Menuju Demokrasi Digital yang Sehat
Tak dapat dimungkiri, media sosial telah mengubah lanskap opini publik dan demokrasi secara fundamental. Ia menawarkan potensi luar biasa untuk memberdayakan warga, meningkatkan partisipasi, dan menciptakan masyarakat yang lebih transparan. Namun, ia juga membawa risiko serius yang membutuhkan perhatian dan tindakan kolektif.
Masa depan demokrasi di era digital sangat bergantung pada bagaimana kita bersama-sama mengelola kekuatan dahsyat ini. Ini membutuhkan literasi digital yang kuat bagi setiap individu agar mampu membedakan fakta dari fiksi, berpikir kritis, dan tidak mudah termakan informasi sesat. Selain itu, platform media sosial juga memiliki tanggung jawab besar untuk mengembangkan algoritma yang lebih etis, memerangi disinformasi, dan menciptakan lingkungan yang lebih aman dan konstruktif.

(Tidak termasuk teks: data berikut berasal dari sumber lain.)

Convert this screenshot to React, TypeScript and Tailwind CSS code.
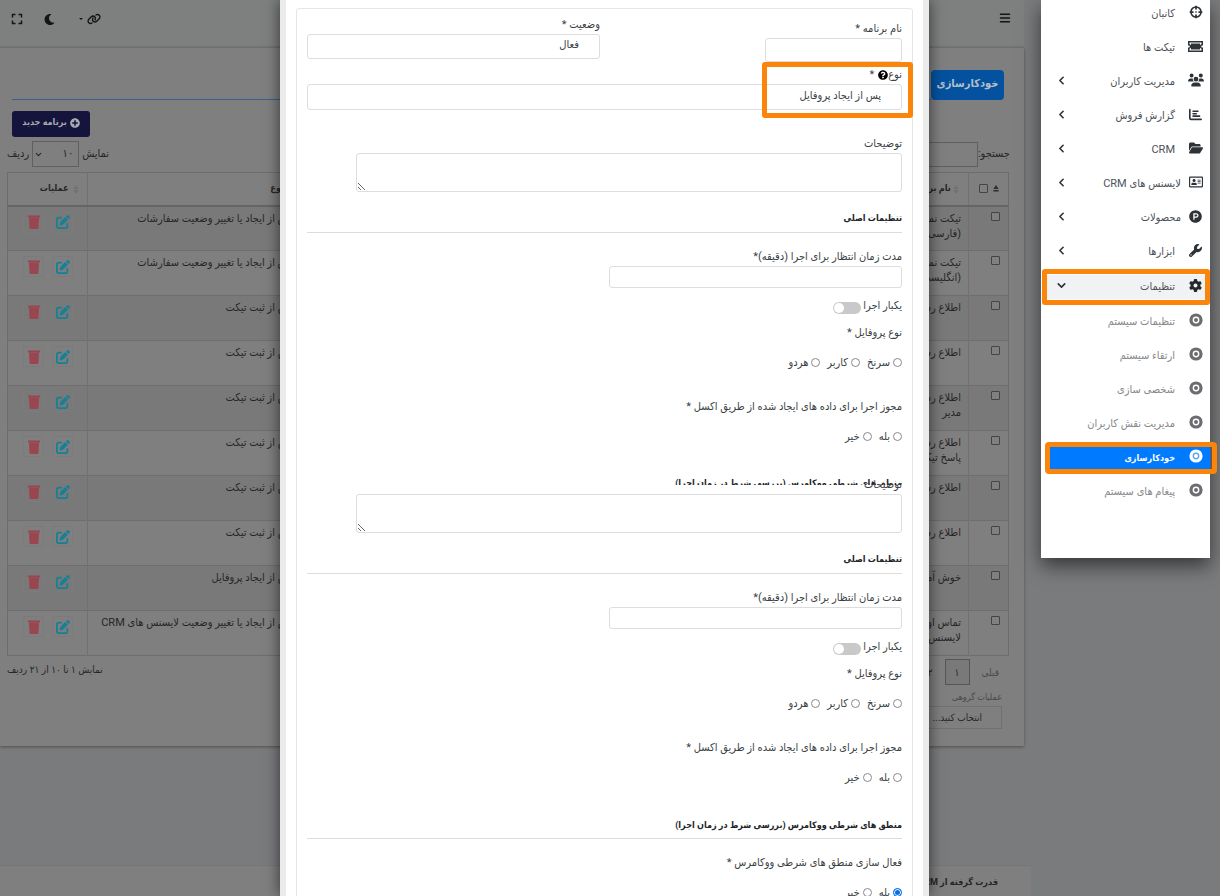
import { useState, type ReactNode } from "react";
import { FaRegAddressCard, FaProductHunt, FaMoon, FaExpand, FaPlusCircle, FaQuestionCircle } from "react-icons/fa";
import { FaChartBar, FaBars, FaLink, FaUsers, FaFolderOpen, FaWrench, FaGear, FaPenToSquare } from "react-icons/fa6";
import { ChevronDown, ChevronLeft } from "lucide-react";

function TargetIcon() {
  return (
    <svg viewBox="0 0 16 16" className="h-[14px] w-[14px]" fill="none" stroke="currentColor">
      <circle cx="8" cy="8" r="5.8" strokeWidth="1.8" />
      <path d="M8 .8v4.4M8 10.800v4.400M.8 8h4.400M10.800 8h4.400" strokeWidth="2" />
      <path d="M8 7.200v1.600M7.200 8h1.600" strokeWidth="1.200" />
    </svg>
  );
}

function TicketIcon() {
  return (
    <svg viewBox="0 0 30 22" className="h-[11px] w-[15px]" fill="none" stroke="currentColor">
      <path d="M1.500 1.500h27v6a3.500 3.500 0 0 0 0 7v6h-27v-6a3.500 3.500 0 0 0 0-7z" strokeWidth="3" />
      <path d="M6 5h18v12H6z" fill="currentColor" stroke="none" />
    </svg>
  );
}

function TrashIcon() {
  return (
    <svg viewBox="0 0 12 14" className="h-[14px] w-[12px]" fill="currentColor">
      <path d="M0 .5h12v2H0z" />
      <path d="M1 2.500h10l-.5 10.200a1.300 1.300 0 0 1-1.300 1.300H2.800a1.300 1.300 0 0 1-1.300-1.300z" />
    </svg>
  );
}

function DotIcon({ active = false }: { active?: boolean }) {
  return (
    <svg viewBox="0 0 14 14" className="h-[14px] w-[14px]">
      <circle cx="7" cy="7" r="6.6" fill="currentColor" />
      <circle cx="7" cy="7" r="2.7" fill="none" strokeWidth="1.4" className={active ? "stroke-[#5ea6ee]" : "stroke-white"} />
    </svg>
  );
}

type Item = { label: string; icon: ReactNode; arrow?: boolean; wide?: boolean };

const items: Item[] = [
  { label: "کانبان", icon: <TargetIcon /> },
  { label: "تیکت ها", icon: <TicketIcon /> },
  { label: "مدیریت کاربران", icon: <FaUsers size={16} />, arrow: true },
  { label: "گزارش فروش", icon: <FaChartBar size={13} />, arrow: true },
  { label: "CRM", icon: <FaFolderOpen size={14} />, arrow: true },
  { label: "لایسنس های CRM", icon: <FaRegAddressCard size={14} />, arrow: true, wide: true },
  { label: "محصولات", icon: <FaProductHunt size={13} />, arrow: true, wide: true },
  { label: "ابزارها", icon: <FaWrench size={13} />, arrow: true },
];

const subItems = ["تنظیمات سیستم", "ارتقاء سیستم", "شخصی سازی", "مدیریت نقش کاربران", "خودکارسازی", "پیغام های سیستم"];

function Sidebar() {
  return (
    <aside className="relative z-20 w-[169px] shrink-0 self-start bg-white pb-[51px] text-[#4c5258] shadow-[0_8px_18px_rgba(0,0,0,0.55)]">
      <nav className="-mt-[5px] text-[11px]">
        <ul>
          {items.map((it) => (
            <li key={it.label}>
              <a href="#" className="flex h-[34px] items-center pr-[5px] pl-[14px]">
                <span className="flex w-[19px] justify-center text-[#2e3338]">{it.icon}</span>
                <span className={it.wide ? "mr-[5px] grow pt-[5px]" : "mr-[11px] grow pt-[5px]"}>{it.label}</span>
                {it.arrow && <ChevronLeft size={13} strokeWidth={3} className="text-[#2e3338]" />}
              </a>
            </li>
          ))}
          <li className="mt-px">
            <a href="#" className="relative flex h-[34px] items-center pr-[5px] pl-[14px]">
              <span className="absolute inset-x-[5px] top-[7px] bottom-[3px] bg-[#f1f2f4]" />
              <span className="relative flex w-[19px] justify-center text-[#23282d]"><FaGear size={13} /></span>
              <span className="relative mr-[11px] grow pt-[5px]">تنظیمات</span>
              <ChevronDown size={13} strokeWidth={3} className="relative text-[#2e3338]" />
              <span className="absolute top-px right-0 h-[36px] w-[168px] rounded-[3px] border-[5px] border-[#fb850b]" />
            </a>
            <ul className="mt-px text-[#85888b]">
              {subItems.map((label) => {
                const active = label === "خودکارسازی";
                return (
                  <li key={label}>
                    <a href="#" className={active ? "relative flex h-[34px] items-center pr-[5px] text-[9px] font-bold text-white" : "relative flex h-[34px] items-center pr-[5px]"}>
                      {active && <span className="absolute top-[7px] right-0 bottom-[3px] left-[9px] bg-[#007bff]" />}
                      <span className={active ? "relative flex w-[19px] justify-center" : "relative flex w-[19px] justify-center text-[#6a6c6f]"}><DotIcon active={active} /></span>
                      <span className="relative mr-[11px] pt-[5px]">{label}</span>
                      {active && <span className="absolute top-[3px] -right-[7px] h-[32px] w-[172px] rounded-[4px] border-[5px] border-[#fb850b]" />}
                    </a>
                  </li>
                );
              })}
            </ul>
          </li>
        </ul>
      </nav>
    </aside>
  );
}

const orders = "پس از ایجاد یا تغییر وضعیت سفارشات";
const ticket = "پس از ثبت تیکت";
const rows: [string, string, string][] = [
  ["تیکت نمونه", "(فارسی)", orders],
  ["تیکت نمونه", "(انگلیسی)", orders],
  ["اطلاع رسانی", "", ticket],
  ["اطلاع رسانی", "", ticket],
  ["اطلاع رسانی", "مدیر", ticket],
  ["اطلاع رسانی", "پاسخ تیکت", ticket],
  ["اطلاع رسانی", "", ticket],
  ["اطلاع رسانی", "", ticket],
  ["خوش آمدگویی", "", "پس از ایجاد پروفایل"],
  ["تماس اولیه", "لایسنس", "پس از ایجاد یا تغییر وضعیت لایسنس های CRM"],
];

function Sort({ asc = false }: { asc?: boolean }) {
  return (
    <svg viewBox="0 0 6 10" className={asc ? "inline h-[10px] w-[6px] text-[#2d2d2d]" : "inline h-[10px] w-[6px] text-[#717171]"}>
      <path d="M3 1l2.6 4H.4z" fill="currentColor" />
      {asc ? <path d="M.4 6h5.200v1.500H.4z" fill="currentColor" /> : <path d="M3 10l2.6-4H.4z" fill="currentColor" />}
    </svg>
  );
}

const box = "block h-[9px] w-[9px] appearance-none rounded-[1px] border border-[#444] bg-[#808080]";
const action = "flex h-[21px] w-[21px] items-center justify-center rounded-[2px] border border-[#7b7b7b]";

function Background() {
  return (
    <div className="flex min-w-0 grow flex-col text-[10px] text-[#262626]">
      <header className="mr-[17px] flex h-[48px] items-start justify-between border-b-2 border-[#767677] bg-[#7e7f7f] pt-[12px] pr-[13px] pl-[11px] text-[#151515]">
        <button aria-label="منو"><FaBars size={12} /></button>
        <div className="flex items-center">
          <button aria-label="پیوندها" className="ml-[24px] flex items-center gap-[4px]">
            <FaLink size={14} />
            <span className="border-x-2 border-t-2 border-x-transparent border-t-[#151515]" />
          </button>
          <button aria-label="حالت تیره" className="ml-[21px]"><FaMoon size={11} /></button>
          <button aria-label="تمام صفحه"><FaExpand size={12} /></button>
        </div>
      </header>
      <main className="mr-[17px] h-[698px] bg-[#7f7f7f] shadow-[0_1px_3px_rgba(0,0,0,0.35)]">
        <div className="flex items-end pt-[22px] pr-[20px] pl-[12px]">
          <button className="h-[30px] w-[73px] rounded-[4px] bg-[#04529f] pb-[2px] text-[11px] font-bold text-[#b3bfcb]">خودکارسازی</button>
          <span className="h-px grow bg-[#38608f]" />
        </div>
        <div className="mt-[11px] flex justify-end pl-[12px]">
          <button className="flex h-[26px] w-[78px] items-center justify-center gap-[3px] rounded-[3px] bg-[#14143c] pb-[3px] text-[9px] font-bold text-[#a9a9b0]">
            <FaPlusCircle size={10} />برنامه جدید
          </button>
        </div>
        <div className="mt-[4px] flex items-center justify-between pr-[14px] pl-[7px] text-[11px]">
          <label className="flex items-center">جستجو:
            <input className="h-[25px] w-[120px] border border-[#5f5f5f] bg-transparent" />
          </label>
          <label className="flex items-center gap-[3px]">نمایش
            <span className="relative flex items-center">
              <select className="h-[26px] w-[47px] appearance-none border border-[#606060] bg-transparent pr-[5px]"><option>۱۰</option></select>
              <ChevronDown size={9} strokeWidth={3} className="pointer-events-none absolute left-[2px]" />
            </span>
            ردیف
          </label>
        </div>
        <div className="mt-[5px] pr-[15px] pl-[7px]">
          <table className="w-full table-fixed border-collapse border border-[#6c6c6c] text-[11px]">
            <thead>
              <tr className="h-[33px] border-b-2 border-[#656565] text-right text-[9px] font-bold">
                <th className="w-[40px] border-l border-[#717171]">
                  <span className="flex items-center gap-[5px] pr-[9px]"><Sort asc /><input type="checkbox" aria-label="همه" className={box} /></span>
                </th>
                <th className="border-l border-[#717171] pr-[9px]"><Sort /> نام برنامه</th>
                <th className="w-[213px] border-l border-[#717171] pr-[16px]">نوع</th>
                <th className="w-[80px] pr-[8px]"><Sort />&nbsp; عملیات</th>
              </tr>
            </thead>
            <tbody>
              {rows.map(([a, b, c], i) => (
                <tr key={i} className="h-[45px] border-b border-[#6e6e6e] align-top leading-[15px] odd:bg-[#797979]">
                  <td className="border-l border-[#717171] pt-[5px] pr-[8px]"><input type="checkbox" aria-label={a} className={box} /></td>
                  <td className="border-l border-[#717171] pt-[4px] pr-[7px]">{a}<br />{b}</td>
                  <td className="border-l border-[#717171] pt-[4px] pr-[7px] whitespace-nowrap">{c}</td>
                  <td>
                    <span className="flex justify-end gap-[8px] pt-[5px] pl-[15px]">
                      <button aria-label="ویرایش" className={`${action} text-[#158096]`}><FaPenToSquare size={14} /></button>
                      <button aria-label="حذف" className={`${action} text-[#9a4650]`}><TrashIcon /></button>
                    </span>
                  </td>
                </tr>
              ))}
            </tbody>
          </table>
        </div>
        <div className="mt-[3px] flex items-start justify-between pr-[25px] pl-[7px]">
          <div className="flex h-[26px] items-center">
            <button className="ml-[12px] text-[#4a4a4a]">قبلی</button>
            <button className="h-[26px] w-[25px] border border-[#555] bg-[#797979]">۱</button>
            <button className="mr-[12px]">۲</button>
          </div>
          <p className="leading-[22px]">نمایش ۱ تا ۱۰ از ۲۱ ردیف</p>
        </div>
        <div className="flex flex-col items-start pt-[3px] pr-[22px]">
          <label htmlFor="bulk" className="text-[9px] leading-[18px] text-[#4a4a4a]">عملیات گروهی</label>
          <select id="bulk" className="h-[23px] w-[160px] appearance-none border border-[#707070] bg-transparent pr-[19px]"><option>انتخاب کنید...</option></select>
        </div>
      </main>
      <footer className="mt-auto mr-[10px] h-[31px] border-t border-[#767676] bg-[#7f7f7f] pt-[10px] pr-[33px] text-[9px] font-bold">
        قدرت گرفته از CRM
      </footer>
    </div>
  );
}

const field = "rounded-[3px] border border-[#dcddde] bg-white";
const caption = "h-5 leading-[22px]";
const heading = "text-[9px] leading-5 font-bold text-[#212529]";

function Radios({ name, options, initial }: { name: string; options: string[]; initial?: string }) {
  const [value, setValue] = useState(initial);
  return (
    <div className="mt-[10px] flex h-5 items-center gap-[7px]">
      {options.map((o) => (
        <label key={o} className="flex items-center gap-[3px]">
          <input type="radio" name={name} checked={value === o} onChange={() => setValue(o)} className="h-[9px] w-[9px] appearance-none rounded-full border border-[#8a8a8a] bg-white checked:border-[#0b6fe0] checked:bg-[#0b6fe0] checked:shadow-[inset_0_0_0_1px_white]" />
          <span className="pt-[3px]">{o}</span>
        </label>
      ))}
    </div>
  );
}

function MainSettings({ id }: { id: string }) {
  return (
    <>
      <div className="flex flex-col items-start">
        <label htmlFor={`${id}-desc`} className={caption}>توضیحات</label>
        <textarea id={`${id}-desc`} className={`${field} block h-[39px] w-[546px] resize`} />
      </div>
      <h3 className={`${heading} h-[41px] border-b border-[#dcdcdc] pt-[16px]`}>تنظیمات اصلی</h3>
      <div className="flex flex-col items-start pt-[13px]">
        <label htmlFor={`${id}-wait`} className={caption}>مدت زمان انتظار برای اجرا (دقیقه)*</label>
        <input id={`${id}-wait`} className={`${field} h-[22px] w-[293px]`} />
      </div>
      <label className="mt-[8px] flex h-5 w-fit items-center gap-[2px]">یکبار اجرا
        <input type="checkbox" className="peer sr-only" />
        <span className="mt-[3px] flex h-[12px] w-[28px] items-center justify-end rounded-full bg-[#c9c9c9] p-px peer-checked:justify-start peer-checked:bg-[#007bff]">
          <span className="h-[10px] w-[10px] rounded-full bg-white" />
        </span>
      </label>
      <p className={`${caption} mt-[6px]`}>نوع پروفایل *</p>
      <Radios name={`${id}-profile`} options={["سرنخ", "کاربر", "هردو"]} />
      <p className={`${caption} mt-[24px]`}>مجوز اجرا برای داده های ایجاد شده از طریق اکسل *</p>
      <Radios name={`${id}-excel`} options={["بله", "خیر"]} />
    </>
  );
}

function Modal() {
  return (
    <div className="pointer-events-none absolute inset-0 z-10 flex justify-center overflow-hidden pr-[11px]">
      <section role="dialog" aria-label="برنامه" className="pointer-events-auto w-[649px] self-stretch border-x-[6px] border-[#ebebeb] bg-white px-[10px] pt-[8px] shadow-[0_0_14px_rgba(0,0,0,0.6)]">
        <form className="min-h-full rounded-[3px] border border-[#e6e6e6] px-[10px] pt-[5px] text-[11px] text-[#3a3f44]">
          <div className="flex h-[50px] justify-between">
            <div className="flex flex-col items-start pt-[4px]">
              <label htmlFor="name" className={caption}>نام برنامه *</label>
              <input id="name" className={`${field} h-[24px] w-[137px]`} />
            </div>
            <div className="flex w-[293px] flex-col items-start">
              <label htmlFor="status" className={caption}>وضعیت *</label>
              <select id="status" className={`${field} h-[25px] w-full appearance-none pr-[20px] pb-[2px]`}><option>فعال</option></select>
            </div>
          </div>
          <div className="relative mb-[23px]">
            <label htmlFor="kind" className="flex h-5 items-center pt-[2px]">نوع<FaQuestionCircle size={10} className="ml-[4px] text-black" />*</label>
            <select id="kind" className={`${field} block h-[26px] w-full appearance-none pr-[20px] pb-[2px]`}><option>پس از ایجاد پروفایل</option></select>
            <span className="pointer-events-none absolute -top-[2px] -right-[11px] h-[56px] w-[151px] rounded-[3px] border-[5px] border-[#fb850b]" />
          </div>
          <MainSettings id="first" />
          <h3 className={`${heading} mt-[27px] h-[12px] overflow-hidden`}>منطق های شرطی ووکامرس (بررسی شرط در زمان اجرا)</h3>
          <div className="-mt-[11px]"><MainSettings id="second" /></div>
          <h3 className={`${heading} h-[52px] border-b border-[#dcdcdc] pt-[28px]`}>منطق های شرطی ووکامرس (بررسی شرط در زمان اجرا)</h3>
          <p className={`${caption} mt-[13px]`}>فعال سازی منطق های شرطی ووکامرس *</p>
          <Radios name="woo" options={["بله", "خیر"]} initial="بله" />
        </form>
      </section>
    </div>
  );
}

export default function App() {
  return (
    <div dir="rtl" className="relative flex h-screen overflow-hidden bg-[#7a7b7d] pr-[10px] font-[Roboto,'DejaVu_Sans_Condensed','DejaVu_Sans',sans-serif]">
      <Sidebar />
      <Background />
      <Modal />
    </div>
  );
}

Pada akhirnya, media sosial adalah cerminan dari masyarakat yang menggunakannya. Dengan kesadaran, tanggung jawab, dan upaya kolaboratif dari pengguna, platform, serta regulator, kita dapat memanfaatkan "persimpangan jari" ini untuk membangun opini publik yang lebih informatif dan demokrasi yang lebih kuat dan inklusif.